Suddenly, Ondine broke that locked gaze, and turned, to see Marcel. She looked at him standing there pathetically, dressed stupidly as a cardboard knight.
Marcel stared, and stared, but no one knew who he was, or cared.
‘Ondine!’ they chanted. ‘Ondine, Ondine!’
She smiled, and looked away.
COMMONPLACE
The Monday morning after his visit to Baraduc, Petit arrives a little late for work. He is sleeping badly, and he knows why, though it is something he has
tried to repress or ignore for a long time. The episode with the photographer has brought things back to mind, even though there is no direct correlation between his activities and the inspector’s own wounds. Maybe it was just seeing her name twice like that. On the cigar, Maria; on the street name, Marie. Maybe it was that and nothing more. Whatever it was, she is back even more strongly than before, back in his waking thoughts and in his dreams, and at least now he knows why he wants that bastard Després to get what he deserves. He had a beautiful wife, and killed her, just out of anger. And there was Marie, his fiancée, waiting for him to return from Africa and leave the army for good. And he did leave, although the causality was somewhat different: he left the service after she died, and he knew now, because she’d died. If only he’d left when she first begged him to, he might have been in Paris when someone broke into her mother’s home and took the lives of them both.

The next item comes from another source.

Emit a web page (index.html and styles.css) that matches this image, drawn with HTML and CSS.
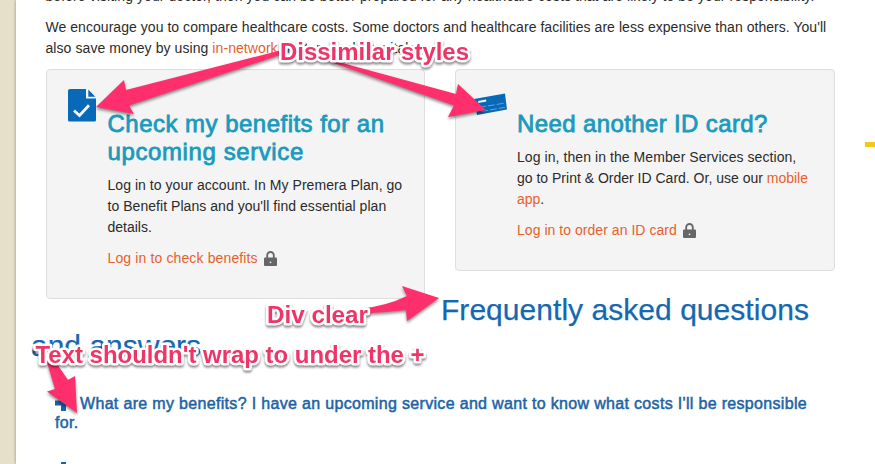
FILE: index.html
```html
<!DOCTYPE html>
<html lang="en">
<head>
<meta charset="utf-8">
<title>Member benefits</title>
<link rel="stylesheet" href="styles.css">
</head>
<body>
<svg class="defs" width="0" height="0">
  <symbol id="lock" viewBox="0 0 13 15"><path d="M3.2 7V4.3a3.3 3.3 0 0 1 6.6 0V7" fill="none" stroke="#666" stroke-width="1.8"/><path d="M1 6.5h11q1 0 1 1V14q0 1-1 1H1q-1 0-1-1V7.500q0-1 1-1z" fill="#666"/><circle cx="6.500" cy="11.300" r=".9" fill="#eee"/></symbol>
  <symbol id="plus" viewBox="0 0 16 16"><path d="M6 0h5v5.500h5v5h-5V16H6v-5.500H0v-5h6z" fill="#1565ae"/></symbol>
</svg>
<main class="page">
  <p class="intro"><span class="l1">before visiting your doctor, then you can be better prepared for any healthcare costs that are likely to be your responsibility.</span></p>
  <p class="intro"><span class="l2">We encourage you to compare healthcare costs. Some doctors and healthcare facilities are less expensive than others. You'll</span><br><span class="l3">also save money by using <a>in-network</a> doctors and hospitals.</span></p>
  <div class="cards">
    <section class="card">
      <svg class="icon doc" width="28" height="33" viewBox="0 0 28 33"><path d="M2 0h16v9.500h10V31q0 1.500-1.500 1.500h-25Q0 32.500 0 31V2Q0 0 2 0z" fill="#0869b8"/><path d="M20.300 .5 27.300 7.800h-7z" fill="#0869b8"/><path d="m6 21.500 5.500 5 9.500-10.300" fill="none" stroke="#f4f4f4" stroke-width="2.800"/></svg>
      <h3><span class="h1">Check my benefits for an</span><br><span class="h2">upcoming service</span></h3>
      <p><span class="a1">Log in to your account. In My Premera Plan, go</span><br><span class="a2">to Benefit Plans and you'll find essential plan</span><br>details.</p>
      <p class="action"><a class="a3">Log in to check benefits</a><svg class="lock" width="13" height="15"><use href="#lock"/></svg></p>
    </section>
    <section class="card">
      <svg class="icon id" width="38" height="24" viewBox="0 0 38 24"><path d="M5 6 36 .5 38 16.500 8 22z" fill="#0869b8"/><path d="m9 8 8-1.500.4 2-8 1.500z" fill="#f4f4f4"/><path d="m10 14.500 26-4.500M12 18.500l24-4.200" stroke="#9bc9ec" stroke-width=".6" stroke-dasharray="7 2"/></svg>
      <h3><span class="h3">Need another ID card?</span></h3>
      <p><span class="b1">Log in, then in the Member Services section,</span><br><span class="b2">go to Print &amp; Order ID Card. Or, use our <a>mobile</a></span><br><a>app</a>.</p>
      <p class="action"><a class="b3">Log in to order an ID card</a><svg class="lock" width="13" height="15"><use href="#lock"/></svg></p>
    </section>
  </div>
  <h2><span class="q1">Frequently asked questions</span><span class="q2">and answers</span></h2>
  <div class="faq">
    <p><svg class="plus" width="16" height="16"><use href="#plus"/></svg><span class="f1">What are my benefits? I have an upcoming service and want to know what costs I'll be responsible</span><br><span class="f1">for.</span></p>
    <p class="next"><svg class="plus" width="16" height="16"><use href="#plus"/></svg></p>
  </div>
</main>
<div class="marker"></div>
<svg class="notes" width="875" height="464" viewBox="0 0 875 464">
  <g class="arrows">
    <path d="M280 50.500 126 90 124 80 96 107 134 114 129 105.500 280 55z"/>
    <path d="M322 59 454 105.500 448 117 486 110 458 84 456 94 335 61z"/>
    <path d="M362 308.500Q386 306 407 296L402 286 439 298 407 321 406 310Q386 312 364 313.500z"/>
    <path d="M47 362 55 389 47 391.500 77 413 75 376 68 380 55 361z"/>
  </g>
  <g class="labels">
    <text x="280" y="59.500" textLength="189" lengthAdjust="spacingAndGlyphs">Dissimilar styles</text>
    <text x="267" y="323" textLength="101" lengthAdjust="spacingAndGlyphs">Div clear</text>
    <text x="35.500" y="363" textLength="389" lengthAdjust="spacingAndGlyphs">Text shouldn't wrap to under the +</text>
  </g>
</svg>
</body>
</html>
```
FILE: styles.css
```css
* { box-sizing: border-box; }
body {
  margin: 0;
  height: 464px;
  overflow: hidden;
  position: relative;
  background: #e6dfca;
  font: 14px/21px "Liberation Sans", Arial, sans-serif;
  color: #2b2b2b;
}
.defs { position: absolute; }
.page {
  margin-left: 16px;
  height: 464px;
  padding-left: 29.5px;
  overflow: hidden;
  background: #fff;
  box-shadow: 0 0 3px rgba(90, 75, 40, .55);
  white-space: nowrap;
}
p { margin: 0 0 10px; }
.intro:first-child { margin-top: -14px; }
a { color: #e8602c; }
.l1, .l3 { letter-spacing: .075px; }
.l2 { letter-spacing: .045px; }
.a1, .a2 { letter-spacing: .045px; }
.a3 { letter-spacing: .13px; }
.b1 { letter-spacing: .07px; }
.b3 { letter-spacing: .04px; }
.cards { display: flex; align-items: flex-start; gap: 30px; }
.card {
  position: relative;
  width: 379.5px;
  padding: 40px 20px 19px 61px;
  background: #f4f4f4;
  border: 1px solid #dedede;
  border-radius: 4px;
}
.icon { position: absolute; }
.doc { left: 21.5px; top: 19px; }
.id { left: 12.5px; top: 23px; }
h3 {
  margin: 0 0 9px;
  font-size: 24px;
  line-height: 28px;
  font-weight: 400;
  color: #1a9abd;
  -webkit-text-stroke: .8px #1a9abd;
}
.h1 { letter-spacing: .48px; }
.h2 { letter-spacing: .6px; }
.h3 { letter-spacing: .38px; }
.lock { margin-left: 6px; vertical-align: -3px; }
h2 {
  margin: -7px 0 0 -14.5px;
  font-size: 30px;
  line-height: 36px;
  font-weight: 400;
  color: #1368b0;
  -webkit-text-stroke: .25px #1368b0;
}
h2 span { display: block; }
.q1 { padding-left: 410px; letter-spacing: .04px; }
.faq {
  padding: 30px 0 0 9.5px;
  font-size: 16px;
  line-height: 19px;
  color: #1c63a5;
  -webkit-text-stroke: .5px #1c63a5;
}
.faq p { margin: 0; }
.faq .next { margin-top: 29px; }
.f1 { letter-spacing: .325px; }
.plus { margin-right: 9px; vertical-align: -2px; }
.marker {
  position: absolute;
  left: 865px;
  top: 142px;
  width: 10px;
  height: 5px;
  background: #f0cb12;
}
.notes { position: absolute; left: 0; top: 0; }
.arrows { fill: #ff2f6d; filter: drop-shadow(0 2px 1.5px rgba(0, 0, 0, .45)); }
.labels {
  font-size: 23px;
  font-weight: 700;
  fill: #ee3568;
  stroke: #fff;
  stroke-width: 5px;
  stroke-linejoin: round;
  paint-order: stroke;
  filter: drop-shadow(0 2px 1px rgba(0, 0, 0, .45));
}
```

After Marie passed away, something had changed in Laurent Petit, and he knew that he was done with killing for France on foreign soil. The police had seemed an easy option and, until he joined, he had no idea that he would see almost as much death as an inspector with the judicial police as he had as a soldier. At times, he had to agree with Boissenot: there was something about the city, some kind of disease or mania, some anger with mere existence that drove people to insanity, drove them to kill. The key difference for Petit was that he wasn’t the one doing the killing. Not unless he can get Després out of his cell in the Salpêtrière and somehow dispatched to the guillotine. Then he’ll be very glad to be responsible for one more death; he, Petit, who had had no control over whether his wife-to-be lived or died, would see that Marcel, who had played God, had no control over his fate.